WHAT IS ASKED: Omit the images. Copy each entry word for word.

——————————

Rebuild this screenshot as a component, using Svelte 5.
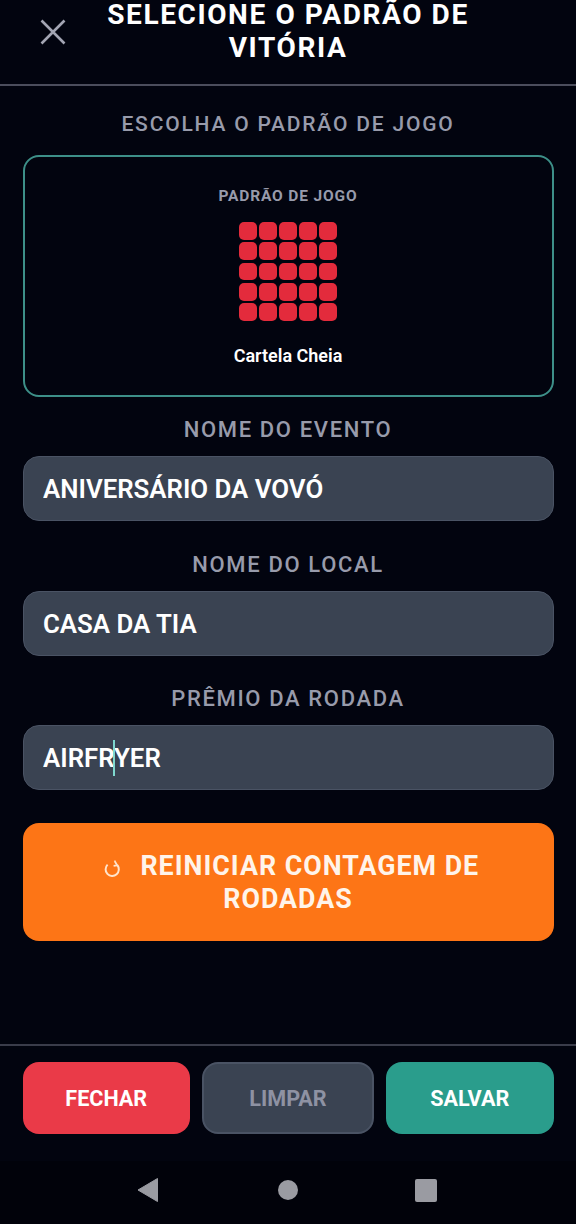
<script>
  const cells = Array.from({ length: 25 }, (_, i) => i);
  const fields = [
    { label: 'NOME DO EVENTO', value: 'ANIVERSÁRIO DA VOVÓ' },
    { label: 'NOME DO LOCAL', value: 'CASA DA TIA' },
    { label: 'PRÊMIO DA RODADA', value: 'AIRFRYER', caret: true }
  ];
</script>

<div class="screen">
  <header class="header">
    <button class="close" aria-label="Fechar">
      <svg viewBox="0 0 28 28" width="28" height="28"><path d="M2.5 2.5 25.5 25.5M25.5 2.5 2.5 25.5" fill="none" stroke="#a3a5b3" stroke-width="2.6" /></svg>
    </button>
    <h1 class="title">SELECIONE O PADRÃO DE VITÓRIA</h1>
  </header>

  <main class="content">
    <h2 class="label first">ESCOLHA O PADRÃO DE JOGO</h2>
    <section class="card">
      <div class="card-title">PADRÃO DE JOGO</div>
      <div class="grid">
        {#each cells as c (c)}<span class="cell"></span>{/each}
      </div>
      <div class="card-name">Cartela Cheia</div>
    </section>

    {#each fields as f (f.label)}
      <div class="field">
        <div class="label">{f.label}</div>
        <div class="input-wrap">
          <input class="input" value={f.value} readonly />
          {#if f.caret}<span class="caret"></span>{/if}
        </div>
      </div>
    {/each}

    <button class="reset">
      <span class="reset-text">
        <svg class="reset-icon" viewBox="0 0 18 18" width="18" height="18"><path d="M4.6 4.6A6.6 6.6 0 1 0 14.2 5" fill="none" stroke="#ffe4cc" stroke-width="2" /><path d="M11.6 1 14.2 5.4 10.6 5.9M11.6 1 12.2 1" fill="none" stroke="#ffe4cc" stroke-width="1.8" /></svg>
        REINICIAR CONTAGEM DE RODADAS
      </span>
    </button>
  </main>

  <footer class="footer">
    <button class="btn red">FECHAR</button>
    <button class="btn gray">LIMPAR</button>
    <button class="btn green">SALVAR</button>
  </footer>

  <nav class="navbar">
    <svg viewBox="0 0 22 26" width="22" height="26"><path d="M20.5 1.5V24.5L1 13Z" fill="#9a9ba2" stroke="#9a9ba2" stroke-linejoin="round" stroke-width="1" /></svg>
    <span class="dot"></span>
    <span class="square"></span>
  </nav>
</div>

<style>
  :global(body) {
    margin: 0;
    background: #02040f;
  }
  .screen {
    width: 576px;
    height: 1224px;
    overflow: hidden;
    display: flex;
    flex-direction: column;
    background: #02040f;
    font-family: Roboto, "Liberation Sans", sans-serif;
    color: #fff;
  }
  .header {
    box-sizing: border-box;
    height: 86px;
    flex: none;
    display: grid;
    grid-template-columns: 96px 1fr 96px;
    align-items: center;
    padding-bottom: 20px;
    border-bottom: 2px solid #4b4d5c;
  }
  .close {
    grid-column: 1;
    grid-row: 1;
    background: none;
    border: 0;
    padding: 0 0 0 39px;
    margin: 0;
    height: 28px;
    display: flex;
    justify-content: flex-start;
  }
  .title {
    grid-column: 2;
    margin: -2px 0 0;
    font-size: 28px;
    line-height: 33px;
    font-weight: 700;
    letter-spacing: 1.6px;
    text-align: center;
  }
  .content {
    flex: 1;
    padding: 0 22.5px;
    display: flex;
    flex-direction: column;
  }
  .label {
    margin: 0;
    font-size: 22px;
    line-height: 24px;
    font-weight: 500;
    letter-spacing: 1.65px;
    text-align: center;
    color: #989bab;
  }
  .first {
    margin-top: 26px;
    font-size: 21px;
    letter-spacing: 1.8px;
  }
  .card {
    box-sizing: border-box;
    margin-top: 19px;
    height: 242px;
    border: 2px solid #3d8f88;
    border-radius: 16px;
    display: flex;
    flex-direction: column;
    align-items: center;
    padding-top: 30px;
  }
  .card-title {
    font-size: 15.5px;
    line-height: 18px;
    font-weight: 700;
    letter-spacing: 0.85px;
    color: #989bab;
  }
  .grid {
    margin-top: 17px;
    display: grid;
    grid-template-columns: repeat(5, 1fr);
    grid-template-rows: repeat(5, 1fr);
    gap: 2.4px;
    width: 98px;
    height: 99px;
  }
  .cell {
    background: #e32b3c;
    border-radius: 5px;
  }
  .card-name {
    margin-top: 25px;
    font-size: 18px;
    line-height: 20px;
    font-weight: 600;
  }
  .field {
    margin-top: 31.5px;
    display: flex;
    flex-direction: column;
    gap: 14px;
  }
  .field:first-of-type {
    margin-top: 21px;
  }
  .input-wrap {
    position: relative;
  }
  .input {
    box-sizing: border-box;
    display: block;
    width: 100%;
    height: 65px;
    padding: 1px 19.5px 0;
    background: #3a4352;
    border: 1px solid #4a5364;
    border-radius: 16px;
    outline: none;
    color: #fff;
    font-family: inherit;
    font-size: 25.8px;
    font-weight: 600;
  }
  .caret {
    position: absolute;
    left: 90px;
    top: 15px;
    width: 2px;
    height: 36px;
    background: #7fd8cf;
  }
  .reset {
    margin-top: 33px;
    box-sizing: border-box;
    height: 118px;
    background: #fd7516;
    border: 0;
    border-radius: 16px;
    padding: 2px 48px 0;
    color: #fff4ea;
    font-family: inherit;
    font-size: 26.8px;
    line-height: 33px;
    font-weight: 700;
    letter-spacing: 1px;
    text-align: center;
  }
  .reset-icon {
    vertical-align: -3px;
    margin: 0 12px 0 6px;
  }
  .footer {
    flex: none;
    box-sizing: border-box;
    height: 117px;
    border-top: 2px solid #3a3c4a;
    padding: 16px 22.5px 0;
    display: grid;
    grid-template-columns: 1fr 172px 1fr;
    gap: 12px;
    align-items: start;
  }
  .btn {
    height: 72px;
    border: 0;
    border-radius: 16px;
    font-family: inherit;
    font-size: 21.6px;
    font-weight: 700;
  }
  .red {
    background: #ea3a48;
    color: #fff;
  }
  .gray {
    background: #3a4352;
    border: 2px solid #4a5364;
    color: #8e92a3;
  }
  .green {
    background: #2a9d8c;
    color: #fff;
  }
  .navbar {
    flex: none;
    box-sizing: border-box;
    height: 63px;
    background: #01020a;
    padding: 0 139px 5px 137px;
    display: flex;
    align-items: center;
    justify-content: space-between;
  }
  .dot {
    width: 20px;
    height: 20px;
    border-radius: 50%;
    background: #9a9ba2;
    margin-left: 2px;
  }
  .square {
    width: 22px;
    height: 23px;
    border-radius: 2px;
    background: #9a9ba2;
  }
</style>
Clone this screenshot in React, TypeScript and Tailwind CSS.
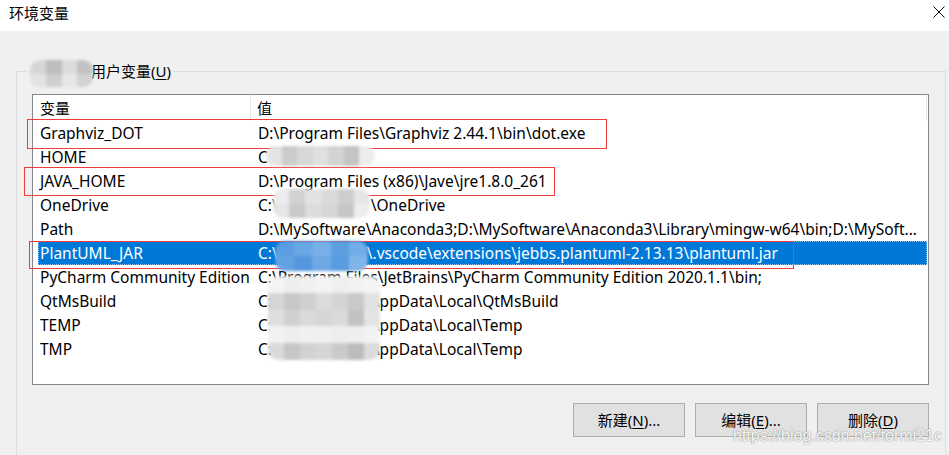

——————————

SOLUTION TO THE PROBLEM:
Rebuild this screenshot as a component, using Svelte 5.
<script>
  const cells = Array.from({ length: 25 }, (_, i) => i);
  const fields = [
    { label: 'NOME DO EVENTO', value: 'ANIVERSÁRIO DA VOVÓ' },
    { label: 'NOME DO LOCAL', value: 'CASA DA TIA' },
    { label: 'PRÊMIO DA RODADA', value: 'AIRFRYER', caret: true }
  ];
</script>

<div class="screen">
  <header class="header">
    <button class="close" aria-label="Fechar">
      <svg viewBox="0 0 28 28" width="28" height="28"><path d="M2.5 2.5 25.5 25.5M25.5 2.5 2.5 25.5" fill="none" stroke="#a3a5b3" stroke-width="2.6" /></svg>
    </button>
    <h1 class="title">SELECIONE O PADRÃO DE VITÓRIA</h1>
  </header>

  <main class="content">
    <h2 class="label first">ESCOLHA O PADRÃO DE JOGO</h2>
    <section class="card">
      <div class="card-title">PADRÃO DE JOGO</div>
      <div class="grid">
        {#each cells as c (c)}<span class="cell"></span>{/each}
      </div>
      <div class="card-name">Cartela Cheia</div>
    </section>

    {#each fields as f (f.label)}
      <div class="field">
        <div class="label">{f.label}</div>
        <div class="input-wrap">
          <input class="input" value={f.value} readonly />
          {#if f.caret}<span class="caret"></span>{/if}
        </div>
      </div>
    {/each}

    <button class="reset">
      <span class="reset-text">
        <svg class="reset-icon" viewBox="0 0 18 18" width="18" height="18"><path d="M4.6 4.6A6.6 6.6 0 1 0 14.2 5" fill="none" stroke="#ffe4cc" stroke-width="2" /><path d="M11.6 1 14.2 5.4 10.6 5.9M11.6 1 12.2 1" fill="none" stroke="#ffe4cc" stroke-width="1.8" /></svg>
        REINICIAR CONTAGEM DE RODADAS
      </span>
    </button>
  </main>

  <footer class="footer">
    <button class="btn red">FECHAR</button>
    <button class="btn gray">LIMPAR</button>
    <button class="btn green">SALVAR</button>
  </footer>

  <nav class="navbar">
    <svg viewBox="0 0 22 26" width="22" height="26"><path d="M20.5 1.5V24.5L1 13Z" fill="#9a9ba2" stroke="#9a9ba2" stroke-linejoin="round" stroke-width="1" /></svg>
    <span class="dot"></span>
    <span class="square"></span>
  </nav>
</div>

<style>
  :global(body) {
    margin: 0;
    background: #02040f;
  }
  .screen {
    width: 576px;
    height: 1224px;
    overflow: hidden;
    display: flex;
    flex-direction: column;
    background: #02040f;
    font-family: Roboto, "Liberation Sans", sans-serif;
    color: #fff;
  }
  .header {
    box-sizing: border-box;
    height: 86px;
    flex: none;
    display: grid;
    grid-template-columns: 96px 1fr 96px;
    align-items: center;
    padding-bottom: 20px;
    border-bottom: 2px solid #4b4d5c;
  }
  .close {
    grid-column: 1;
    grid-row: 1;
    background: none;
    border: 0;
    padding: 0 0 0 39px;
    margin: 0;
    height: 28px;
    display: flex;
    justify-content: flex-start;
  }
  .title {
    grid-column: 2;
    margin: -2px 0 0;
    font-size: 28px;
    line-height: 33px;
    font-weight: 700;
    letter-spacing: 1.6px;
    text-align: center;
  }
  .content {
    flex: 1;
    padding: 0 22.5px;
    display: flex;
    flex-direction: column;
  }
  .label {
    margin: 0;
    font-size: 22px;
    line-height: 24px;
    font-weight: 500;
    letter-spacing: 1.65px;
    text-align: center;
    color: #989bab;
  }
  .first {
    margin-top: 26px;
    font-size: 21px;
    letter-spacing: 1.8px;
  }
  .card {
    box-sizing: border-box;
    margin-top: 19px;
    height: 242px;
    border: 2px solid #3d8f88;
    border-radius: 16px;
    display: flex;
    flex-direction: column;
    align-items: center;
    padding-top: 30px;
  }
  .card-title {
    font-size: 15.5px;
    line-height: 18px;
    font-weight: 700;
    letter-spacing: 0.85px;
    color: #989bab;
  }
  .grid {
    margin-top: 17px;
    display: grid;
    grid-template-columns: repeat(5, 1fr);
    grid-template-rows: repeat(5, 1fr);
    gap: 2.4px;
    width: 98px;
    height: 99px;
  }
  .cell {
    background: #e32b3c;
    border-radius: 5px;
  }
  .card-name {
    margin-top: 25px;
    font-size: 18px;
    line-height: 20px;
    font-weight: 600;
  }
  .field {
    margin-top: 31.5px;
    display: flex;
    flex-direction: column;
    gap: 14px;
  }
  .field:first-of-type {
    margin-top: 21px;
  }
  .input-wrap {
    position: relative;
  }
  .input {
    box-sizing: border-box;
    display: block;
    width: 100%;
    height: 65px;
    padding: 1px 19.5px 0;
    background: #3a4352;
    border: 1px solid #4a5364;
    border-radius: 16px;
    outline: none;
    color: #fff;
    font-family: inherit;
    font-size: 25.8px;
    font-weight: 600;
  }
  .caret {
    position: absolute;
    left: 90px;
    top: 15px;
    width: 2px;
    height: 36px;
    background: #7fd8cf;
  }
  .reset {
    margin-top: 33px;
    box-sizing: border-box;
    height: 118px;
    background: #fd7516;
    border: 0;
    border-radius: 16px;
    padding: 2px 48px 0;
    color: #fff4ea;
    font-family: inherit;
    font-size: 26.8px;
    line-height: 33px;
    font-weight: 700;
    letter-spacing: 1px;
    text-align: center;
  }
  .reset-icon {
    vertical-align: -3px;
    margin: 0 12px 0 6px;
  }
  .footer {
    flex: none;
    box-sizing: border-box;
    height: 117px;
    border-top: 2px solid #3a3c4a;
    padding: 16px 22.5px 0;
    display: grid;
    grid-template-columns: 1fr 172px 1fr;
    gap: 12px;
    align-items: start;
  }
  .btn {
    height: 72px;
    border: 0;
    border-radius: 16px;
    font-family: inherit;
    font-size: 21.6px;
    font-weight: 700;
  }
  .red {
    background: #ea3a48;
    color: #fff;
  }
  .gray {
    background: #3a4352;
    border: 2px solid #4a5364;
    color: #8e92a3;
  }
  .green {
    background: #2a9d8c;
    color: #fff;
  }
  .navbar {
    flex: none;
    box-sizing: border-box;
    height: 63px;
    background: #01020a;
    padding: 0 139px 5px 137px;
    display: flex;
    align-items: center;
    justify-content: space-between;
  }
  .dot {
    width: 20px;
    height: 20px;
    border-radius: 50%;
    background: #9a9ba2;
    margin-left: 2px;
  }
  .square {
    width: 22px;
    height: 23px;
    border-radius: 2px;
    background: #9a9ba2;
  }
</style>
Clone this screenshot in React, TypeScript and Tailwind CSS.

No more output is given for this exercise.